### Exercise
Wherever a line below holds the word "React", copy that line.
--
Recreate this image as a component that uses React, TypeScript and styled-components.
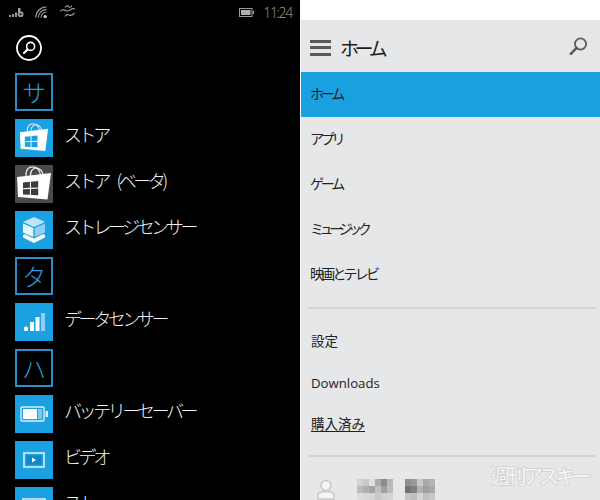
import React from "react";
import styled, { createGlobalStyle } from "styled-components";

const Global = createGlobalStyle`
  html, body { margin: 0; padding: 0; background: #000; }
  body { width: 600px; height: 500px; overflow: hidden; font-family: "Noto Sans CJK JP", "Noto Sans", sans-serif; }
`;

const Page = styled.div`
  display: flex;
  width: 600px;
  height: 500px;
  overflow: hidden;
`;

const StartPane = styled.section`
  width: 300px;
  height: 500px;
  flex: none;
  background: #000;
  color: #fff;
  overflow: hidden;
`;

const StatusBar = styled.header`
  height: 24px;
  display: flex;
  align-items: center;
  padding: 0 8px;
`;

const StatusIcons = styled.div`
  display: flex;
  align-items: center;
  gap: 11px;
  flex: 1;
`;

const Clock = styled.span`
  font-family: "Open Sans", sans-serif;
  font-size: 14px;
  font-weight: 300;
  letter-spacing: -1.3px;
  margin-left: 9px;
  color: #a0a0a0;
`;

const SearchRow = styled.div`
  height: 49px;
  padding: 11px 0 0 16px;
  box-sizing: border-box;
`;

const AppList = styled.div`
  display: flex;
  flex-direction: column;
  gap: 8px;
  padding-left: 15px;
`;

const LetterTile = styled.div`
  width: 38px;
  height: 38px;
  box-sizing: border-box;
  border: 2px solid #2a8fc8;
  color: #2a9ad8;
  font-size: 24px;
  font-weight: 300;
  line-height: 33px;
  text-align: center;
`;

const AppRow = styled.div`
  display: flex;
  align-items: center;
  gap: 11px;
  height: 38px;
`;

const Tile = styled.div<{ $grey?: boolean }>`
  width: 38px;
  height: 38px;
  flex: none;
  background: ${(p) => (p.$grey ? "#4a4a4a" : "#1ba1e2")};
  color: ${(p) => (p.$grey ? "#3c3c3c" : "#1ba1e2")};
  display: flex;
  align-items: center;
  justify-content: center;
`;

const AppName = styled.span`
  font-size: 18px;
  font-weight: 300;
  letter-spacing: -3.4px;
  word-spacing: 8px;
  color: #f2f2f2;
  white-space: nowrap;
  margin-top: -9px;
`;

const StorePane = styled.section`
  flex: 1;
  height: 500px;
  background: #e6e7e8;
  border-left: 1px solid #f6f6f6;
  box-sizing: border-box;
  position: relative;
  overflow: hidden;
  color: #222;
`;

const WhiteStrip = styled.div`
  height: 20px;
  background: #fff;
`;

const TopBar = styled.div`
  height: 52px;
  display: flex;
  align-items: center;
  padding: 0 12px 0 9px;
`;

const Hamburger = styled.div`
  width: 21px;
  height: 16px;
  flex: none;
  margin-top: 3px;
  display: flex;
  flex-direction: column;
  justify-content: space-between;
  span { display: block; height: 3px; background: #5a5a5a; }
`;

const TopTitle = styled.h1`
  flex: 1;
  margin: 3px 0 0 9px;
  font-size: 19px;
  font-weight: 400;
  letter-spacing: -4.4px;
  color: #1c1c1c;
`;

const NavItem = styled.div<{ $active?: boolean; $track?: number }>`
  height: 45px;
  box-sizing: border-box;
  display: flex;
  align-items: center;
  padding: 0 0 4px 9px;
  font-size: 14px;
  letter-spacing: ${(p) => p.$track ?? 0}px;
  background: ${(p) => (p.$active ? "#1a9fe0" : "transparent")};
  color: #222;
`;

const Divider = styled.hr<{ $first?: boolean }>`
  height: 2px;
  border: 0;
  background: #d4d5d6;
  margin: ${(p) => (p.$first ? 10 : 0)}px 4px 0 7px;
`;

const Secondary = styled.div`
  display: flex;
  flex-direction: column;
  padding: 10px 0 11px;
`;

const SecondaryItem = styled.div<{ $latin?: boolean; $underline?: boolean }>`
  height: 41.5px;
  display: flex;
  align-items: center;
  padding-left: 10px;
  padding-top: ${(p) => (p.$latin ? 3 : 0)}px;
  box-sizing: border-box;
  font-family: ${(p) => (p.$latin ? '"Open Sans", sans-serif' : "inherit")};
  font-size: ${(p) => (p.$latin ? 13.2 : 13.5)}px;
  color: #222;
  span { text-decoration: ${(p) => (p.$underline ? "underline" : "none")}; text-underline-offset: 2px; }
`;

const Profile = styled.div`
  display: flex;
  align-items: flex-start;
  padding: 22px 0 0 16px;
  gap: 20px;
`;

const Watermark = styled.div`
  position: absolute;
  right: 12px;
  top: 461px;
  font-size: 20px;
  font-weight: 400;
  letter-spacing: -3.7px;
  color: #f6f6f6;
  -webkit-text-stroke: 1.6px #cfcfcf;
  paint-order: stroke fill;
  white-space: nowrap;
`;

const SearchCircle = () => (
  <svg width="26" height="26" viewBox="0 0 26 26" fill="none" stroke="#fff">
    <circle cx="13" cy="13" r="12" strokeWidth="1.8" />
    <circle cx="14.6" cy="11.4" r="4" strokeWidth="1.6" />
    <path d="M11.6 14.4 L8 18" strokeWidth="2.2" strokeLinecap="round" />
  </svg>
);

const Signal = () => (
  <svg width="16" height="12" viewBox="0 0 16 12" fill="#9a9a9a">
    <rect x="1" y="9" width="2" height="2" />
    <rect x="4" y="8" width="2" height="3" />
    <rect x="7" y="6.5" width="2" height="4.5" />
    <rect x="10" y="2" width="2.5" height="6" />
    <circle cx="12.6" cy="8.2" r="2.9" />
    <circle cx="12.6" cy="8.2" r="1" fill="#000" />
  </svg>
);

const Wifi = () => (
  <svg width="13" height="14" viewBox="0 0 13 14" fill="none" stroke="#a4a4a4" strokeWidth="1.1">
    <path d="M0.8 12.5 A10.5 10.5 0 0 1 11.5 2" />
    <path d="M3.4 12.5 A8 8 0 0 1 11.5 4.6" />
    <path d="M6 12.5 A5.5 5.5 0 0 1 11.5 7" />
    <circle cx="10.2" cy="11.6" r="1.7" fill="#c8c8c8" stroke="none" />
  </svg>
);

const Waves = () => (
  <svg width="16" height="14" viewBox="0 0 16 14" fill="none" stroke="#9a9a9a" strokeWidth="1.2" style={{ marginTop: -2, marginLeft: 1 }}>
    <path d="M5 3.5 Q7 0.5 8.5 2.5 T12 1.5" />
    <path d="M0.5 7 Q3 4.5 5 6.2 T10 6 T15 5" />
    <path d="M5 12.5 Q7 9.5 9 11 T14.5 9" />
  </svg>
);

const StatusBattery = () => (
  <svg width="15" height="9" viewBox="0 0 15 9">
    <rect x="0.5" y="0.5" width="12.5" height="8" fill="none" stroke="#9a9a9a" />
    <rect x="2" y="2" width="9.5" height="5" fill="#b0b0b0" />
    <rect x="13.5" y="3" width="1.5" height="3" fill="#9a9a9a" />
  </svg>
);

const Bag = ({ size }: { size: number }) => (
  <svg width={size} height={size} viewBox="0 0 36 36">
    <path d="M10 11 C9.5 3 13 0.8 16.5 0.8 C20 0.8 23.5 3 24.5 9" fill="none" stroke="#e6e6e6" strokeWidth="1.3" />
    <path d="M14.5 10 C14 4 18 1.6 21 2.2 C24 3 26.5 5 27 9" fill="none" stroke="#e6e6e6" strokeWidth="1.3" />
    <path d="M1 11 L35 7 L31.5 33.5 L2 31 Z" fill="#fff" />
    <g fill="currentColor">
      <path d="M7 16.5 L13.9 15.8 L13.9 21.8 L7 22.2 Z" />
      <path d="M15 15.7 L22.2 15 L22.2 21.4 L15 21.7 Z" />
      <path d="M7 23.2 L13.9 22.9 L13.9 28.8 L7 28.6 Z" />
      <path d="M15 22.9 L22.2 22.6 L22.2 29.2 L15 28.9 Z" />
    </g>
  </svg>
);

const StorageIcon = () => (
  <svg width="24" height="28" viewBox="0 0 24 28">
    <path d="M12 1 L23 6 L12 11 L1 6 Z" fill="#bfe4f7" />
    <path d="M1 7.5 L11.3 12 L11.3 21 L1 16.5 Z" fill="#e9f6fd" />
    <path d="M23 7.5 L12.7 12 L12.7 21 L23 16.5 Z" fill="#8fd0f1" />
    <path d="M1 19 L3 18.2 L12 22.5 L21 18.2 L23 19 L23 21.5 L12 27 L1 21.5 Z" fill="#fff" />
  </svg>
);

const BarsIcon = () => (
  <svg width="22" height="20" viewBox="0 0 22 20">
    <rect x="1" y="14.5" width="4" height="4.5" rx="1.5" fill="#fff" />
    <rect x="7" y="10" width="4" height="9" fill="#fff" />
    <rect x="12.5" y="5" width="4" height="14" fill="#fff" />
    <rect x="18" y="1" width="4" height="18" fill="#8fd0f1" />
  </svg>
);

const BatteryIcon = () => (
  <svg width="28" height="16" viewBox="0 0 28 16">
    <rect x="1" y="1" width="23" height="14" rx="1" fill="none" stroke="#d8f0fb" strokeWidth="1.4" />
    <rect x="3" y="3" width="14" height="10" fill="#fff" />
    <rect x="18" y="3" width="4" height="10" fill="#7cc9ee" />
    <rect x="25.5" y="5" width="2.5" height="6" fill="#d8f0fb" />
  </svg>
);

const VideoIcon = () => (
  <svg width="22" height="16" viewBox="0 0 22 16">
    <rect x="1" y="1" width="20" height="14" fill="none" stroke="#e4f5fd" strokeWidth="1.5" />
    <rect x="3.5" y="3.5" width="15" height="9" fill="#1187c8" />
    <path d="M9 5.5 L13 8 L9 10.5 Z" fill="#fff" />
  </svg>
);

const ScreenIcon = () => (
  <svg width="24" height="16" viewBox="0 0 24 16">
    <rect x="1" y="1" width="22" height="14" fill="#1187c8" stroke="#e4f5fd" strokeWidth="1.5" />
    <path d="M14 2 V7" stroke="#7cc9ee" strokeWidth="2" />
  </svg>
);

const TopSearch = () => (
  <svg width="19" height="19" viewBox="0 0 19 19" fill="none" stroke="#5c5c5c">
    <circle cx="11.5" cy="7" r="5.6" strokeWidth="1.8" />
    <path d="M7.5 11 L1.8 16.8" strokeWidth="2.6" strokeLinecap="round" />
  </svg>
);

const Person = () => (
  <svg width="18" height="22" viewBox="0 0 18 22" fill="none" stroke="#c8c8c8" strokeWidth="1.6">
    <circle cx="9" cy="6.5" r="5" fill="#f4f4f4" />
    <path d="M1 20 V16 C1 13.5 5 12.5 9 12.5 C13 12.5 17 13.5 17 16 V20 Z" fill="#f4f4f4" />
  </svg>
);

const mosaic: [number, number, string][] = [
  [0, 0, "#d2d2d2"], [1, 0, "#c8c8c8"], [2, 0, "#e0e0e0"], [3, 0, "#aaaaaa"], [4, 0, "#8c8c8c"], [5, 0, "#b8b8b8"],
  [8, 0, "#8e8e8e"], [9, 0, "#9a9a9a"], [10, 0, "#c8c8c8"], [11, 0, "#a8a8a8"], [12, 0, "#b2b2b2"],
  [0, 1, "#bcbcbc"], [1, 1, "#b0b0b0"], [2, 1, "#a4a4a4"], [3, 1, "#c0c0c0"], [4, 1, "#a0a0a0"], [5, 1, "#bcbcbc"],
  [8, 1, "#727272"], [9, 1, "#808080"], [10, 1, "#b0b0b0"], [11, 1, "#a0a0a0"], [12, 1, "#a8a8a8"],
  [0, 2, "#dcdcdc"], [1, 2, "#d8d8d8"], [2, 2, "#d4d4d4"], [3, 2, "#c8c8c8"], [4, 2, "#d0d0d0"], [5, 2, "#d4d4d4"],
  [8, 2, "#c4c4c4"], [9, 2, "#bcbcbc"], [10, 2, "#d4d4d4"], [11, 2, "#c0c0c0"], [12, 2, "#c8c8c8"],
];

const Mosaic = () => (
  <svg width="81" height="21" viewBox="0 0 78 21" shapeRendering="crispEdges" style={{ filter: "blur(0.6px)" }}>
    {mosaic.map(([x, y, c]) => (
      <rect key={`${x}-${y}`} x={x * 6} y={y * 7} width="6" height="7" fill={c} />
    ))}
  </svg>
);

export default function App() {
  return (
    <Page>
      <Global />
      <StartPane>
        <StatusBar>
          <StatusIcons>
            <Signal />
            <Wifi />
            <Waves />
          </StatusIcons>
          <StatusBattery />
          <Clock>11:24</Clock>
        </StatusBar>
        <SearchRow>
          <SearchCircle />
        </SearchRow>
        <AppList>
          <LetterTile>サ</LetterTile>
          <AppRow>
            <Tile><Bag size={30} /></Tile>
            <AppName>ストア</AppName>
          </AppRow>
          <AppRow>
            <Tile $grey><Bag size={36} /></Tile>
            <AppName>ストア (ベータ)</AppName>
          </AppRow>
          <AppRow>
            <Tile><StorageIcon /></Tile>
            <AppName>ストレージセンサー</AppName>
          </AppRow>
          <LetterTile>タ</LetterTile>
          <AppRow>
            <Tile><BarsIcon /></Tile>
            <AppName>データセンサー</AppName>
          </AppRow>
          <LetterTile>ハ</LetterTile>
          <AppRow>
            <Tile><BatteryIcon /></Tile>
            <AppName>バッテリーセーバー</AppName>
          </AppRow>
          <AppRow>
            <Tile><VideoIcon /></Tile>
            <AppName>ビデオ</AppName>
          </AppRow>
          <AppRow>
            <Tile><ScreenIcon /></Tile>
            <AppName>スト</AppName>
          </AppRow>
        </AppList>
      </StartPane>
      <StorePane>
        <WhiteStrip />
        <TopBar>
          <Hamburger><span /><span /><span /></Hamburger>
          <TopTitle>ホーム</TopTitle>
          <TopSearch />
        </TopBar>
        <NavItem $active $track={-3.2}>ホーム</NavItem>
        <NavItem $track={-3.2}>アプリ</NavItem>
        <NavItem $track={-3.2}>ゲーム</NavItem>
        <NavItem $track={-4.4}>ミュージック</NavItem>
        <NavItem $track={-2.8}>映画とテレビ</NavItem>
        <Divider $first />
        <Secondary>
          <SecondaryItem><span>設定</span></SecondaryItem>
          <SecondaryItem $latin><span>Downloads</span></SecondaryItem>
          <SecondaryItem $underline><span>購入済み</span></SecondaryItem>
        </Secondary>
        <Divider />
        <Profile>
          <Person />
          <Mosaic />
        </Profile>
        <Watermark>週刊アスキー</Watermark>
      </StorePane>
    </Page>
  );
}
--
### Full answer
Recreate this image as a component that uses React, TypeScript and styled-components.
import React from "react";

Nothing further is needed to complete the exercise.